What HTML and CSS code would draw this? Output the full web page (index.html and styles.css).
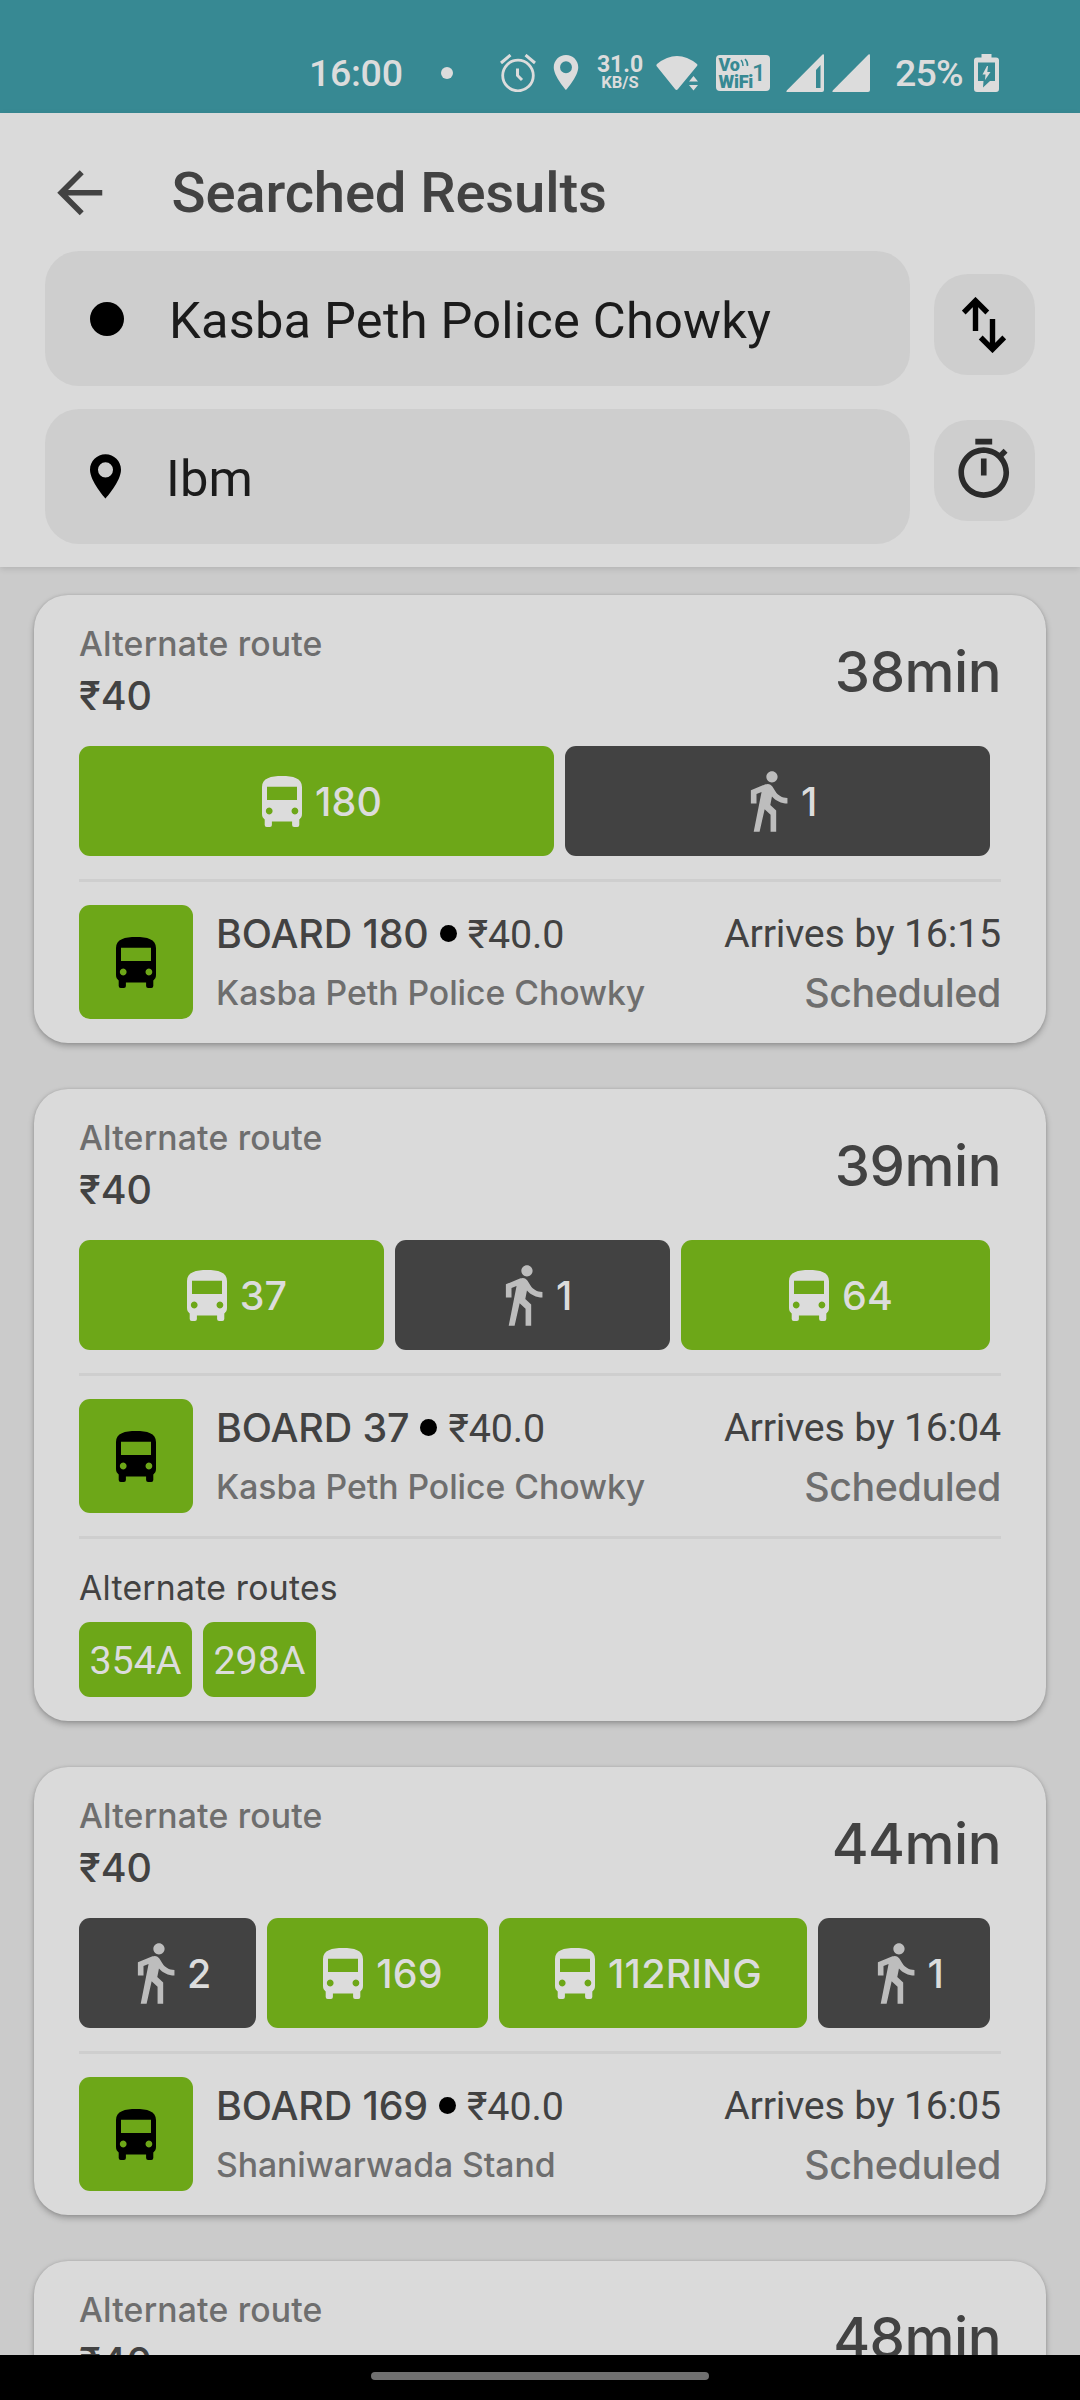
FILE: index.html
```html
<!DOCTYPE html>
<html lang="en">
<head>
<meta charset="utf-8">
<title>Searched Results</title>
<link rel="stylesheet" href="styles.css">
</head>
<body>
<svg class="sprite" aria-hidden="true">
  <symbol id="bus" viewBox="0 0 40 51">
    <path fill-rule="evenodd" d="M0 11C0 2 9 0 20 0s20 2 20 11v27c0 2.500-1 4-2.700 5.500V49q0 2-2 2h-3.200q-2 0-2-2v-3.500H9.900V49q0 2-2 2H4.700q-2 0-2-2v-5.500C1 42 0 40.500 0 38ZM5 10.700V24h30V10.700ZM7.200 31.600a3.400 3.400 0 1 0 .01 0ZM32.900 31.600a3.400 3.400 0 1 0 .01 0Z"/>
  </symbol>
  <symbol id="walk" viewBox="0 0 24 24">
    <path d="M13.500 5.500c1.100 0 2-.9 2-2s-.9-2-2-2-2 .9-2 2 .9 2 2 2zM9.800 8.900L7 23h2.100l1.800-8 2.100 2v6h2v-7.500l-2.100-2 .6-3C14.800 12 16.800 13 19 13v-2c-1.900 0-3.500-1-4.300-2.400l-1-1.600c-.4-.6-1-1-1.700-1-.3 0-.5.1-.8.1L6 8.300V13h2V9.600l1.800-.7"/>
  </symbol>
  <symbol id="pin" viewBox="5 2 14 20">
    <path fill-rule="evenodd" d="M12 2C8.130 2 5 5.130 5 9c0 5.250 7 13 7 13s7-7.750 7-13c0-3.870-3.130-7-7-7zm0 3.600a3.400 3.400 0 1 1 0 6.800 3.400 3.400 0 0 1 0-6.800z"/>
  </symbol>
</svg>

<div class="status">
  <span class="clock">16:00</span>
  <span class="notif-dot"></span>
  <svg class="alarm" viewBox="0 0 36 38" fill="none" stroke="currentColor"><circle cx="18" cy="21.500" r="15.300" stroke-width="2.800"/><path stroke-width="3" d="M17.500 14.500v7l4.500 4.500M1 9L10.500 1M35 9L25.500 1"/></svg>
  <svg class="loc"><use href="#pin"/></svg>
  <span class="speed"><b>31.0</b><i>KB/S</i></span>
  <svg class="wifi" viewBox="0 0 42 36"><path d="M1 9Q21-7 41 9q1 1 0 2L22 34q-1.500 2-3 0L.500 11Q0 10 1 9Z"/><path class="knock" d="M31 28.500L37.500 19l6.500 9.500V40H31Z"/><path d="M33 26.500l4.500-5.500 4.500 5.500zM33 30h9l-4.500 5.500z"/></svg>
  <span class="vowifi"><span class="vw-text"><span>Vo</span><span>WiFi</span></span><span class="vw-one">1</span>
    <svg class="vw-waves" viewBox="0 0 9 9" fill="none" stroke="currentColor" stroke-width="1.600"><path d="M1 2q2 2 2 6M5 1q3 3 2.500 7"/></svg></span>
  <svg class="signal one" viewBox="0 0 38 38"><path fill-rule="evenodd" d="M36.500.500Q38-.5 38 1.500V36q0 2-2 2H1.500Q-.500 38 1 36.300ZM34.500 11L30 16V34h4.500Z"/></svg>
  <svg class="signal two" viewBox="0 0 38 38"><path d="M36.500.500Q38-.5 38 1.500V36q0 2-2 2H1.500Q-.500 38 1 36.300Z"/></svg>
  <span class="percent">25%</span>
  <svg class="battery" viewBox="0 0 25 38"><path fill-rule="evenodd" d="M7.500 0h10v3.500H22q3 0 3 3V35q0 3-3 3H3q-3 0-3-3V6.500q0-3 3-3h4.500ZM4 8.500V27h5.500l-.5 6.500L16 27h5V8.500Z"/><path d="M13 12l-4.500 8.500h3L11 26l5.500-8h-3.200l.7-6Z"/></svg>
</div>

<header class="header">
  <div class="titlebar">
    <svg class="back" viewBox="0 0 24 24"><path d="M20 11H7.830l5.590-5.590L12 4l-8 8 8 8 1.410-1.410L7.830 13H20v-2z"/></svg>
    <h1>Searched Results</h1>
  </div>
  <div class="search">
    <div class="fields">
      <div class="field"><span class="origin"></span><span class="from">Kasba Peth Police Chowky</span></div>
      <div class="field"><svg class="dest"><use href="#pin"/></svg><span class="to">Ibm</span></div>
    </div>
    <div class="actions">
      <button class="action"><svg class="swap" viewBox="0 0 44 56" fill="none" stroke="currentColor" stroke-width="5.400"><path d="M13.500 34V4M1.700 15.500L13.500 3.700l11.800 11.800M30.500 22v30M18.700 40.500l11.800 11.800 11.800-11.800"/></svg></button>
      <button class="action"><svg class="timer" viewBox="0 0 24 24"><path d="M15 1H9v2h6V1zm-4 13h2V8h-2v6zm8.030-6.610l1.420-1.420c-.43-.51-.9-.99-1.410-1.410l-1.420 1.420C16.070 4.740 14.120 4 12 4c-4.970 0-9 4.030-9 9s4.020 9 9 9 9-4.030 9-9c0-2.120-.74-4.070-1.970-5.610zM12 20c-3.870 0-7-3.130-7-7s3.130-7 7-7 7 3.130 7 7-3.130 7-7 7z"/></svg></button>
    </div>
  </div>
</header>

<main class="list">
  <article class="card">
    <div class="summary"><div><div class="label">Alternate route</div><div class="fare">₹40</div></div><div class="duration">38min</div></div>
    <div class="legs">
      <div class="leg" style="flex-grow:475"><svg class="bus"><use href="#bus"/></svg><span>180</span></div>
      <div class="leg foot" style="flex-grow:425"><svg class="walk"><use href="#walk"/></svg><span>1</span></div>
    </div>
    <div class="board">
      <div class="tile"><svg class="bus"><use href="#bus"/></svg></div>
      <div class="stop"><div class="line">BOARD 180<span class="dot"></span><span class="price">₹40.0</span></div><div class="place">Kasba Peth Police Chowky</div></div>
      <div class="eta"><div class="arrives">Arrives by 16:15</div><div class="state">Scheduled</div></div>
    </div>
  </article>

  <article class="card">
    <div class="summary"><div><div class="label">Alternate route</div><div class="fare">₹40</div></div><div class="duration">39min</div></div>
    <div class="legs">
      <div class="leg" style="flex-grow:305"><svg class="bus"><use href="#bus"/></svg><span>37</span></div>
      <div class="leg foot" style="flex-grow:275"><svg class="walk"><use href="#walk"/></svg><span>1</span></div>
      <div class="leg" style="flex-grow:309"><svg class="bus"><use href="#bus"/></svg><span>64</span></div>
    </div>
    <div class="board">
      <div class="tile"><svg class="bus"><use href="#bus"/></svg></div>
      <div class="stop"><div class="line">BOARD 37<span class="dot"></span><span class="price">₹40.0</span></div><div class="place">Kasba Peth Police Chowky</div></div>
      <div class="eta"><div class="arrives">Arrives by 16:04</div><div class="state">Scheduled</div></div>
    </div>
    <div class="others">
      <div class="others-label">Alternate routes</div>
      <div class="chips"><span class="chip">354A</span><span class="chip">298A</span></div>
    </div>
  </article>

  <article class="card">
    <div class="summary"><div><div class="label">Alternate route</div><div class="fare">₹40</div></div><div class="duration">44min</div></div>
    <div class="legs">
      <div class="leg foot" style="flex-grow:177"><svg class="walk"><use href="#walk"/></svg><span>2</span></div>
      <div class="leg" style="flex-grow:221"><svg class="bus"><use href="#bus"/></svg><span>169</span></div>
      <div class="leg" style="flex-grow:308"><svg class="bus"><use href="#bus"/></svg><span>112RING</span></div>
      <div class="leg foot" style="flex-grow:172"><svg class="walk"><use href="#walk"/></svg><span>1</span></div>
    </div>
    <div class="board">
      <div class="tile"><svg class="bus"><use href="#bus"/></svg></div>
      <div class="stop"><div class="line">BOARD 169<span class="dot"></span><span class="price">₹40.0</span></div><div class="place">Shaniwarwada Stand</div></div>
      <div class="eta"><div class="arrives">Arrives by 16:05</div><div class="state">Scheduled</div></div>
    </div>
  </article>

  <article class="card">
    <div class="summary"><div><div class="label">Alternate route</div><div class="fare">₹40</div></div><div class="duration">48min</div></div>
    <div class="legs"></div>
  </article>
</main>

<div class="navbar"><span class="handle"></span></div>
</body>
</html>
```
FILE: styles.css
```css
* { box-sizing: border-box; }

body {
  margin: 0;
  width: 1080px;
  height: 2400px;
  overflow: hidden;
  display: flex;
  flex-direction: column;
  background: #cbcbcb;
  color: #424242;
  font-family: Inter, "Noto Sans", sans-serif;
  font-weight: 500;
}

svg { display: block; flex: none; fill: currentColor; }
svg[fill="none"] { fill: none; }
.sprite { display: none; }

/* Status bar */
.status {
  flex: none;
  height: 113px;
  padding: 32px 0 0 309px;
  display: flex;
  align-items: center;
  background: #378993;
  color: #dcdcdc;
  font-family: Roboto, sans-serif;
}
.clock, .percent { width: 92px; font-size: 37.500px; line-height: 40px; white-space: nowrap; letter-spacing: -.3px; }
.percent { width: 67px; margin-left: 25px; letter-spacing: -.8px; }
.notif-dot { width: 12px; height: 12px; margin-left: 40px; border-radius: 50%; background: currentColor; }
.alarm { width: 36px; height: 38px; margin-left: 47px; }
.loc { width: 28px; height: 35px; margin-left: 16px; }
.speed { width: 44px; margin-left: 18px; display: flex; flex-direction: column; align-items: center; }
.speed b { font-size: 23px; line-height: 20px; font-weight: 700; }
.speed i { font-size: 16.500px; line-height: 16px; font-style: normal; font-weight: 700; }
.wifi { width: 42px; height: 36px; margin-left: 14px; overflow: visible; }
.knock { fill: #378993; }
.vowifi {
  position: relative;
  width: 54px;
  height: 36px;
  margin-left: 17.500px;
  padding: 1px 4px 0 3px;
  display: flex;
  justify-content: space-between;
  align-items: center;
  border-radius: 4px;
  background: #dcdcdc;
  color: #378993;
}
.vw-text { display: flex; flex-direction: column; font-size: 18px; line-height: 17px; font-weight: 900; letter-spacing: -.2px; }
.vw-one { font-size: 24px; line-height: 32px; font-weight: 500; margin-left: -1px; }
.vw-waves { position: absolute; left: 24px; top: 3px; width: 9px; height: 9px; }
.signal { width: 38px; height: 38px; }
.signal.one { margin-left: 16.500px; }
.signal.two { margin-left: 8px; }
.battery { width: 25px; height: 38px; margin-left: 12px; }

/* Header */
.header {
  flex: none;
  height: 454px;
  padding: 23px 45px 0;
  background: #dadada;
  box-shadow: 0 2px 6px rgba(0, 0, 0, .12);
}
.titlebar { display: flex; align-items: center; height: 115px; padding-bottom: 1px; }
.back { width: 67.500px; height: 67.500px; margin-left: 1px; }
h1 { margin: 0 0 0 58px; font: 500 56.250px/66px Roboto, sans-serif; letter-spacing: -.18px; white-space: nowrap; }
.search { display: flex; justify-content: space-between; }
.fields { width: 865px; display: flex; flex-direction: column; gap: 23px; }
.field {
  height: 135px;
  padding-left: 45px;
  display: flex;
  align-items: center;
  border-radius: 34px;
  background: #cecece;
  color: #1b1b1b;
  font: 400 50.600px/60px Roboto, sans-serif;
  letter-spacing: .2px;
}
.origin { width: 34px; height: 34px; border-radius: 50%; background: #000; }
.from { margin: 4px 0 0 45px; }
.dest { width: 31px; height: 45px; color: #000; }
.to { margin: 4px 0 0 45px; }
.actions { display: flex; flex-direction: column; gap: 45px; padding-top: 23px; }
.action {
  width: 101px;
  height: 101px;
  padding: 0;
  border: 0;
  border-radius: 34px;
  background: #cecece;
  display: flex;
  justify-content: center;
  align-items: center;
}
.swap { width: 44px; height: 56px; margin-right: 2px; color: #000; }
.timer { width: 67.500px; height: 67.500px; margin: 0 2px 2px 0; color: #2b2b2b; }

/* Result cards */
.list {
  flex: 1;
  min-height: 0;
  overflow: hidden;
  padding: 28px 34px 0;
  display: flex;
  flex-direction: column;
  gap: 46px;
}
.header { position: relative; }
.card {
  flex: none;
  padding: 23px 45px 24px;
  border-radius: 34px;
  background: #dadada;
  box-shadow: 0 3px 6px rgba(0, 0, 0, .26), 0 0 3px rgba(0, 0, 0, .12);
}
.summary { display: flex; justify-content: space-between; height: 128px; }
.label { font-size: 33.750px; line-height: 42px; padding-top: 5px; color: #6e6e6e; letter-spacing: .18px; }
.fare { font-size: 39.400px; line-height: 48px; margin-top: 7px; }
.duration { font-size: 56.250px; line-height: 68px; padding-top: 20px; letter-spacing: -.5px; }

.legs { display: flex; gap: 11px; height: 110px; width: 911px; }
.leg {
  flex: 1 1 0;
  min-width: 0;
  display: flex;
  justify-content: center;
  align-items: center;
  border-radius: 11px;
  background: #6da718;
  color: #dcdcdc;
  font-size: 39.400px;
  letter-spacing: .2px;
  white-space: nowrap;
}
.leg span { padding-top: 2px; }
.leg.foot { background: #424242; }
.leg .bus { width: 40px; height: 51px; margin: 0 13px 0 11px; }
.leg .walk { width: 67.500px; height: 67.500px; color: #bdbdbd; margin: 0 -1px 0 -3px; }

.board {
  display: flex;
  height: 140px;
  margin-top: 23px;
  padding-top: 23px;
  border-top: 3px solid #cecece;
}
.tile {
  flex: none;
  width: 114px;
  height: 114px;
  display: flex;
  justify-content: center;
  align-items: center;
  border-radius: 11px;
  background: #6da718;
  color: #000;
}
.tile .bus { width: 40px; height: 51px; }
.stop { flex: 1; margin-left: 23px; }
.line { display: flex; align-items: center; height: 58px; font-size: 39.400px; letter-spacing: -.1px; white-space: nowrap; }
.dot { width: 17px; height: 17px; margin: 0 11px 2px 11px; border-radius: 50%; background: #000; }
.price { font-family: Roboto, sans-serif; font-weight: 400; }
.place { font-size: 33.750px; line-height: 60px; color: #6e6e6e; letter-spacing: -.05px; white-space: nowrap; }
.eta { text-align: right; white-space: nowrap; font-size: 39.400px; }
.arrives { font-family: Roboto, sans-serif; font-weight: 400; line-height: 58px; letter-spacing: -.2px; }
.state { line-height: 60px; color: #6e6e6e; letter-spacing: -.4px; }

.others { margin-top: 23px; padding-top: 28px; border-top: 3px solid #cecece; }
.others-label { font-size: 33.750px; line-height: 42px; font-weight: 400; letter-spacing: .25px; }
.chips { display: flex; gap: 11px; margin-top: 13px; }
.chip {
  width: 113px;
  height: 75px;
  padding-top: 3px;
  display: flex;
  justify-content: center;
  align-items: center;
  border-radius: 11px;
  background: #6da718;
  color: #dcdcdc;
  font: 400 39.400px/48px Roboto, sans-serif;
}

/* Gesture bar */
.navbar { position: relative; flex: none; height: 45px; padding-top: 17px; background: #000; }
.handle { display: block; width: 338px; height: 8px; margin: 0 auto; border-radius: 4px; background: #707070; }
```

WHAT IS ASKED
Copy every line that includes the string "index" from the material above.

RESULT BELOW
What HTML and CSS code would draw this? Output the full web page (index.html and styles.css).
FILE: index.html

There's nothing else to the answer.